The Rosseland model of IR transmission works for high opacity gas. If you simplify by neglecting scattering, then
F/F0 = (16/3)*(L/*T0) ∇ T
where F0 is BB (black body) emission at ambient T0, F is flux.
This is a Fourier Law with a conductivity that can be quite high. For example, if L is 1 km, T0=400K, the flux is about 0.13 times BB flux.

You can visualise how this transmission works. Imagine yourself with IR vision in such an atmosphere with a lapse rate. The gas below is hotter than the gas above. If you hold out your hand, it's warmer below than above. There is a nett heat flux upward.

How much? Well, it's proportional to the lapse rate, which determines the temperature difference that you see. But it depends on the absorption length too. If that is higher, you can see further, and see hotter (and colder) gas, because of the linear lapse rate. This effect is proportional to L, hence the Rosseland expression.

As L increases further, things change. Looking down, the gas gets denser, so you can't see as far. The hotness increases less than linearly. Looking up, you see further. The coolness increases more than linearly. They cancel somewhat, so changes to the flux are second order in L. But eventually there is a deviation from Fourier's Law. And if you see far enough, the ground will have an effect too.

Eventually, when L is large relative to the depth of the troposphere, a substantial fraction of IR is transmitted without any absorption. This is an atmospheric window, and the relation between transmission and lapse rate diminishes.

But up to that point, Fourier's Law is a good way of thinking about IR transmission.

Convection

This also has a wrinkle. On a room scale, turbulent convection is also often thought of as obeying a Fourier Law. Gravity-forced changes of pressure are negligible.
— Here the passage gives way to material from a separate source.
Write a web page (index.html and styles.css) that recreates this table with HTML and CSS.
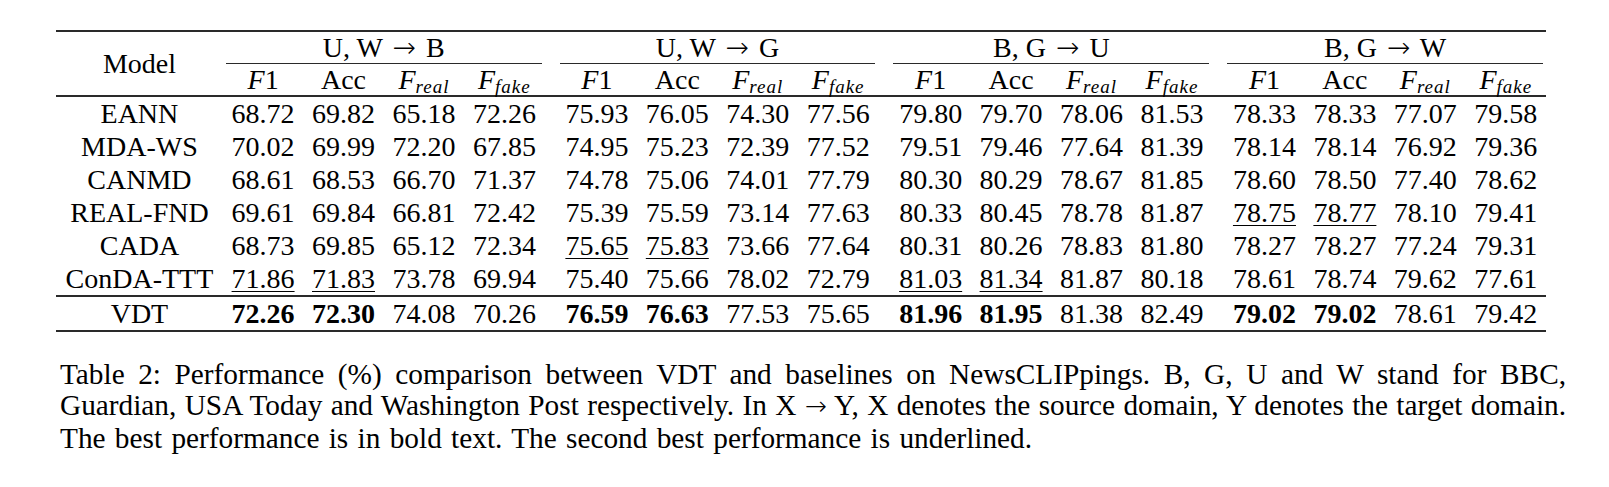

The adiabatic lapse rate is about 0.01 C/m.

However, on the atmospheric scale, compression with gravity is important in modifying the temperature. Compression warms. Fourier's Law applies not to the gradient of temperature, but of potential temperature:
θ=T(P/P0)^(-ν)
where ν=R/cp and P0 is a reference pressure.

The important thing here is that unlike with conductive and radiative transport, convective transport is zero at the dry adiabat lapse rate, rather than zero gradient, and is proportional to the difference between the actual lapse rate and the adiabat. Below the adiabat, the gas is convectively stable, and energy is used making it go up and down. Above the adiabat, it is unstable, and the temperature gradient adds energy to the motion, and accelerates the transport.


Atmospheric fluxes


Now that we've outlined the modes, and agreed to ignore conduction, we have a downflux of sunlight on Venus, after allowing for albedo, of about 160 W/m2. Not much of that actually reaches the surface - it is absorbed at various depths. But once absorbed, the heat has to get out again, and the modes available for it to reach the tropopause to be radiated away are IR transfer and convection.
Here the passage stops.